Dass er gegen die Apotheken geschossen habe, sei falsch gewesen, räumt Grotenhermen jetzt ein: „Den meisten Apothekern tut es weh, von ihren Patienten nun höhere Preise nehmen zu müssen. Sie wollen fertig abgepackte Cannabisblüten nicht als Rezepturarzneimittel behandeln, die Dosen öffnen, den Inhalt überprüfen, etc. Das ist viel zu viel Arbeit, und es ist überflüssige Arbeit, denn was sollte in diesen Dosen anderes sein als Cannabisblüten. Ich habe verstanden, dass die engagierten Apotheker unsere Verbündeten sind.“
Das ändere aber an der Situation nichts: Patienten mit einer Ausnahmeerlaubnis fänden wegen der hohen Kosten keinen Arzt , der sie bei der Kostenübernahme unterstütze. Er bekomme derzeit vermehrt Schreiben wie dieses: „Ich war gestern in der Apotheke und war erschrocken, was nun eine Dose Bedrocan kostet. 122 Euro statt 71 Euro. Meine Ausnahmegenehmigung gilt noch drei Monate, aber wenn man den Preis betrachtet, nicht mehr zu den gleichen Bedingungen. Bin immer noch auf der Suche nach einem Arzt.“
Für Grotenhermen ist klar: „Die Patienten wollen nicht, dass die Dosen geöffnet werden, weil sie dadurch teurer werden. Die Ärzte wollen nicht, dass die Dosen geöffnet werden, weil die Blüten dann ihr Arzneimittelbudget stärker belasten. Und die Apotheker wollen die Dosen ebenfalls nicht öffnen, weil dies mit unsinniger, überflüssiger und unterbezahlter Arbeit verbunden ist.“
Wer ein Interesse an der drastischen Preisänderung habe, könne er nicht beantworten. Das Thema sei viel zu spät öffentlich geworden. „Ich denke, dass auch die Anhörung im Gesundheitsausschuss im September 2016 zum Gesetz anders verlaufen wäre, wenn diese Preisentwicklung bereits allgemein bekannt gewesen wäre.“
Grotenhermen fordert, dass das Gesetz nachgebessert wird. „Ich werde mich dafür mit aller Kraft einsetzen.“ Er habe in den vergangenen zwei Wochen Kontakt mit den Fachpolitikern im Bundestag aufgenommen und bereits einige Gespräche geführt.

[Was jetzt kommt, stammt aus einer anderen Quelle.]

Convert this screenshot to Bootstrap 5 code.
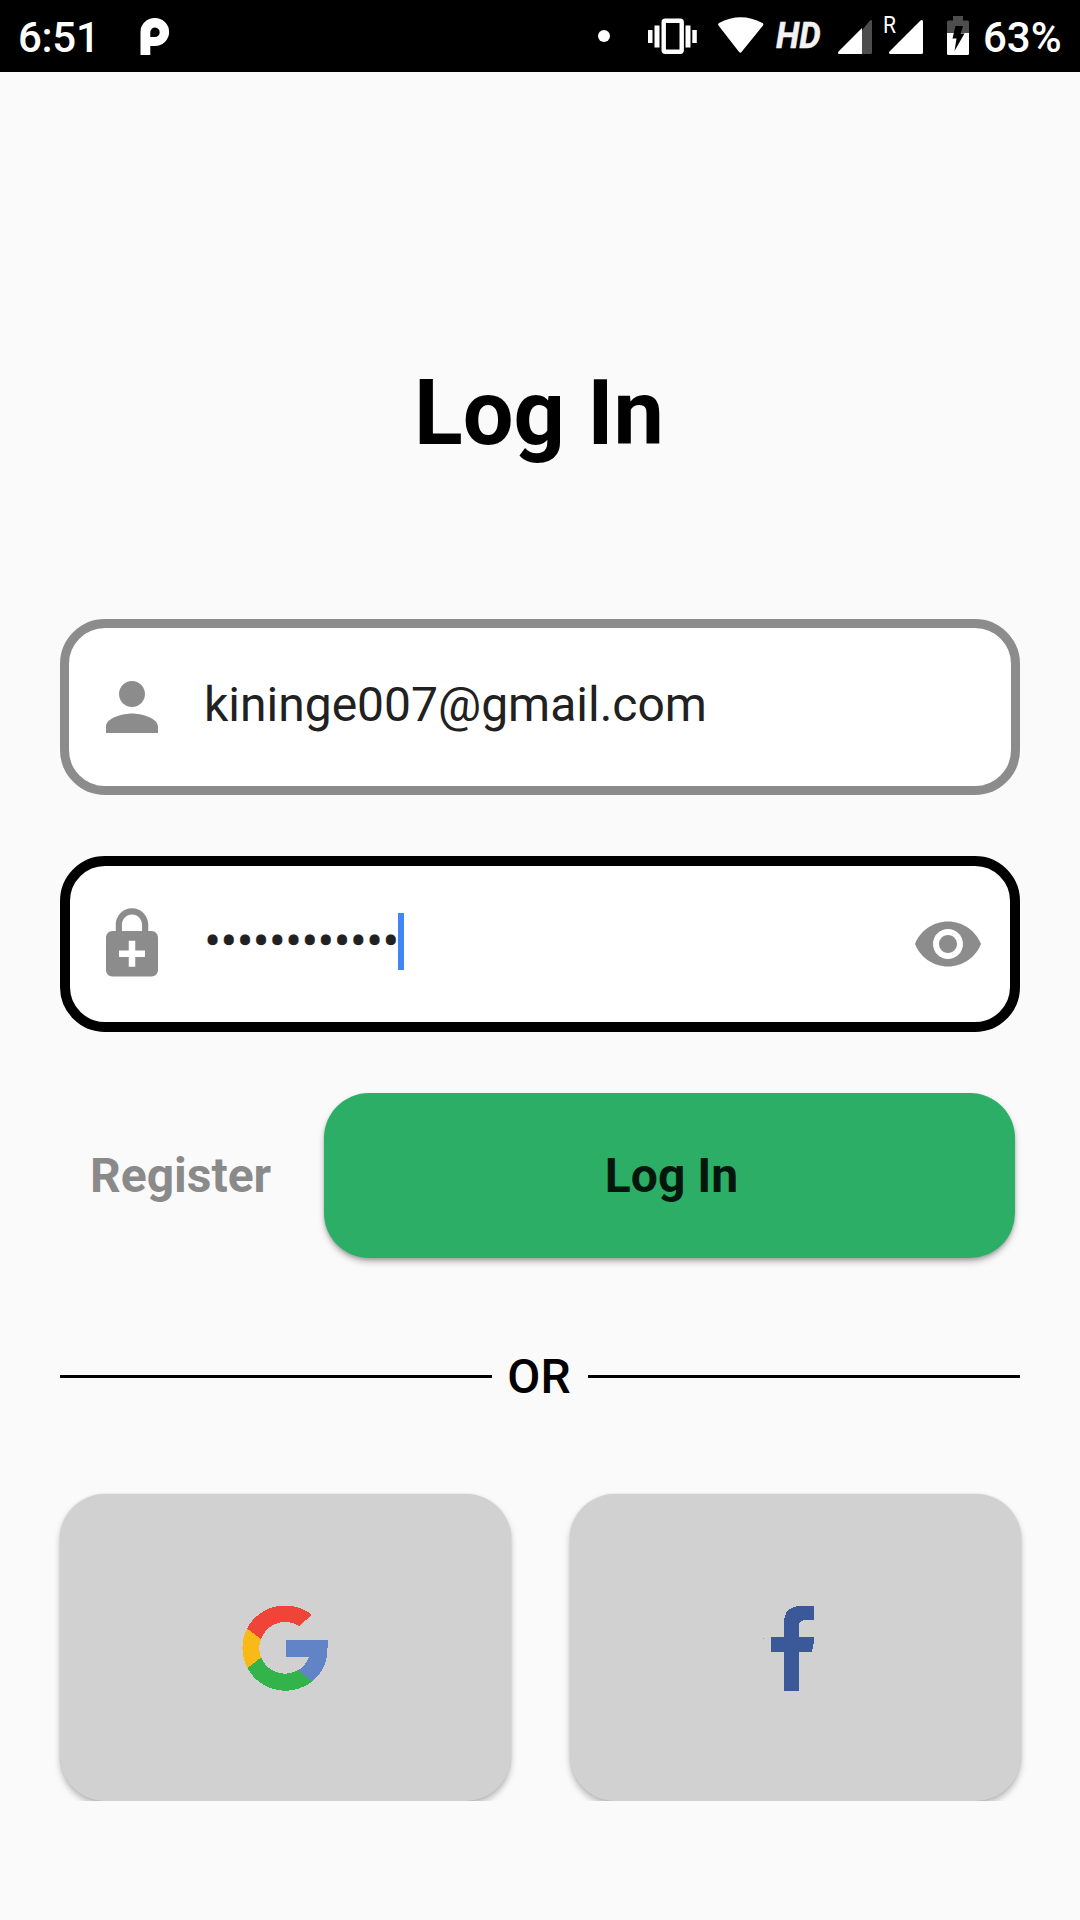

Falls sich die aktuelle Preissituation zugunsten der Patienten nicht ändere, seien Eigenanbau von Cannabis oder auch der individuelle Import aus den Niederlanden wieder mögliche Optionen. Denn in einer niederländischen Apotheke könne man 5 g Cannabisblüten für nur 30 bis 40 Euro bekommen. „Niederländische Apotheken akzeptieren Rezepte von deutschen Ärzten, Cannabisblüten dürfen jedoch nicht von Patienten nach Deutschland importiert werden“, so der Mediziner.
Solange sucht er Apotheken, die Cannabisblüten weiterhin zu „normalen Preisen“ anbieten, also für 60 bis 70 Euro. „Es gibt diese Apotheken, und sie sind der ACM bekannt.“ Mitglieder des Vereins können eine entsprechende Liste anfordern.